== Provided material ==
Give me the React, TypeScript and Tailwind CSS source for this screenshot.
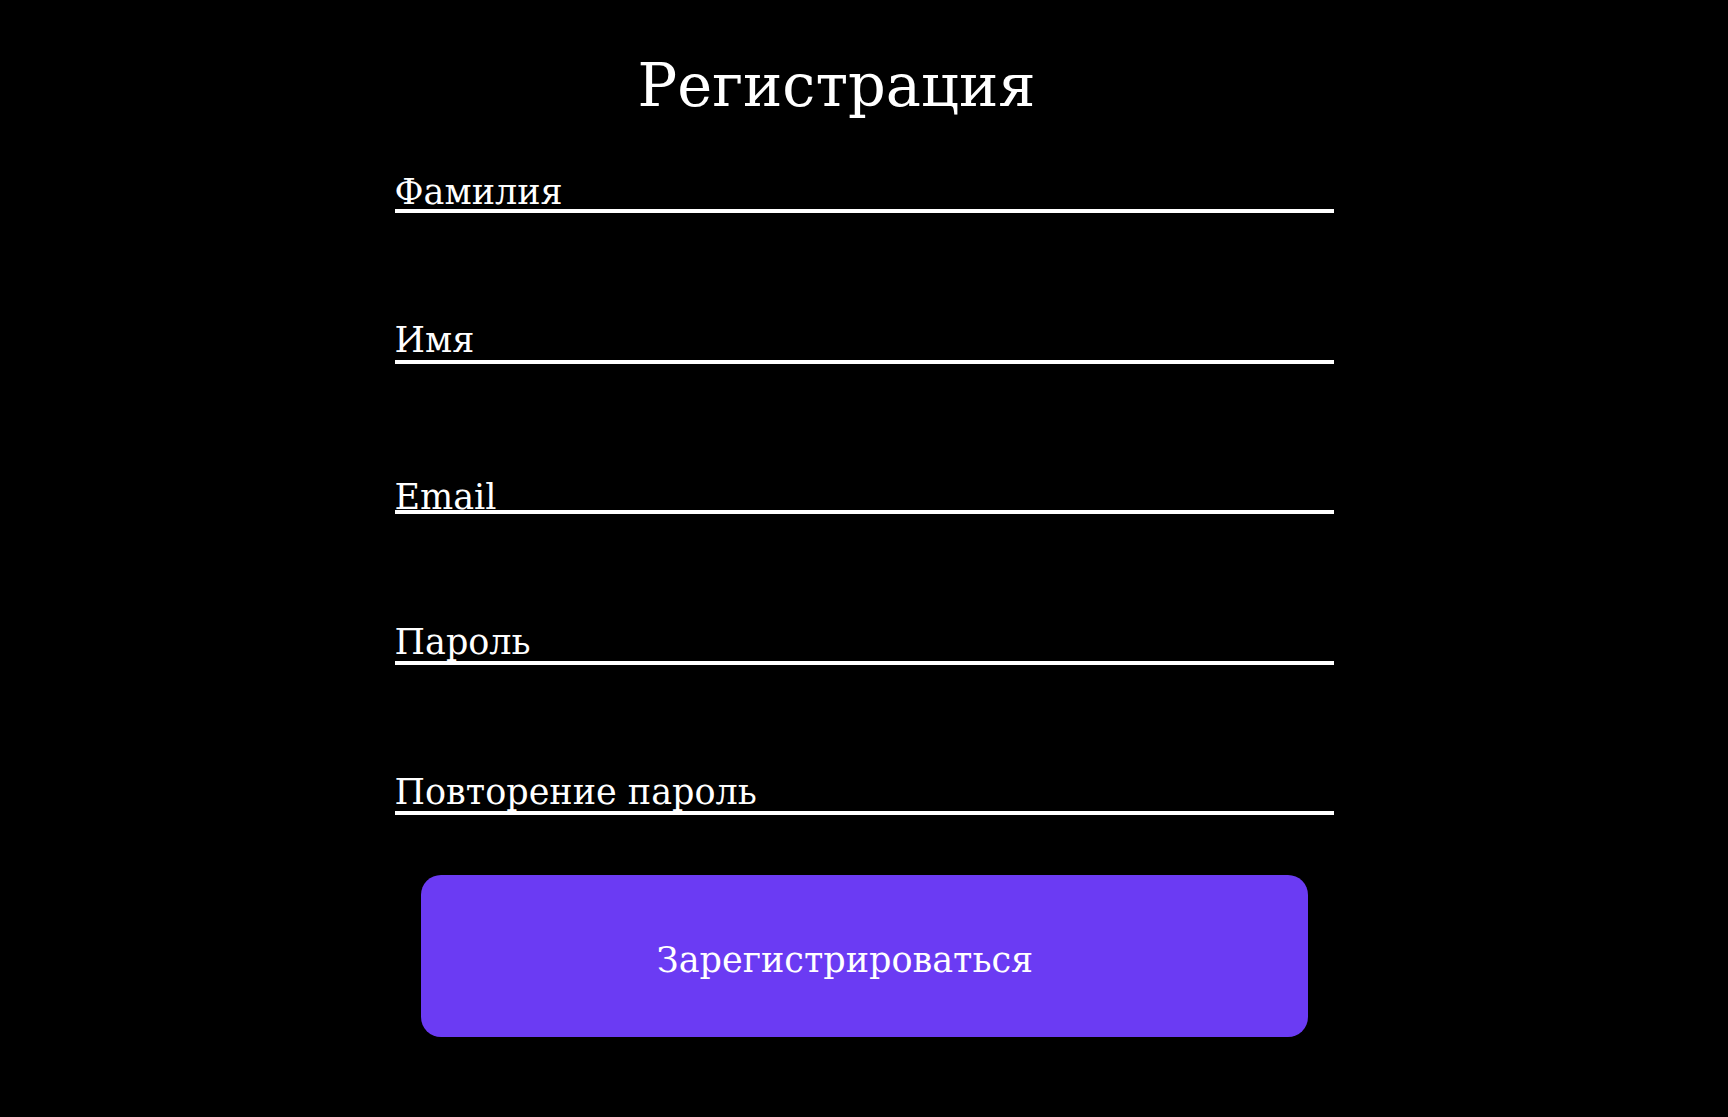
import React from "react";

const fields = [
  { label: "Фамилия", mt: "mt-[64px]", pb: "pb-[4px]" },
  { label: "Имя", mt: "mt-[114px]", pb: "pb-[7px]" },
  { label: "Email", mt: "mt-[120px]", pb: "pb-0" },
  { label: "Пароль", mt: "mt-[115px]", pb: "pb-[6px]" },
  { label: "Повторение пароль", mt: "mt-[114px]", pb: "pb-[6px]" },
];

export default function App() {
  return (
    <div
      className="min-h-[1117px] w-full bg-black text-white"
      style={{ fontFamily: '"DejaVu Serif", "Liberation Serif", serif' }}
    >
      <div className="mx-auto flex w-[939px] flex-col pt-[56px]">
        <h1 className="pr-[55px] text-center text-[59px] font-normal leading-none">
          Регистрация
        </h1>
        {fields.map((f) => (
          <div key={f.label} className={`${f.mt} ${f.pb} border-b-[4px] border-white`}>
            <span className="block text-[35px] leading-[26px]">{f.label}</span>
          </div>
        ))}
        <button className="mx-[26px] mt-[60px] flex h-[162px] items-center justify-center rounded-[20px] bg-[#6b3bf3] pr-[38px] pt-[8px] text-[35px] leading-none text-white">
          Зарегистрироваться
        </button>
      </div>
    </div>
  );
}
===
**Exercise objective:** Look through the listing above and count the lines where the string "React" appears. Report the number only.

**Finished answer:** 2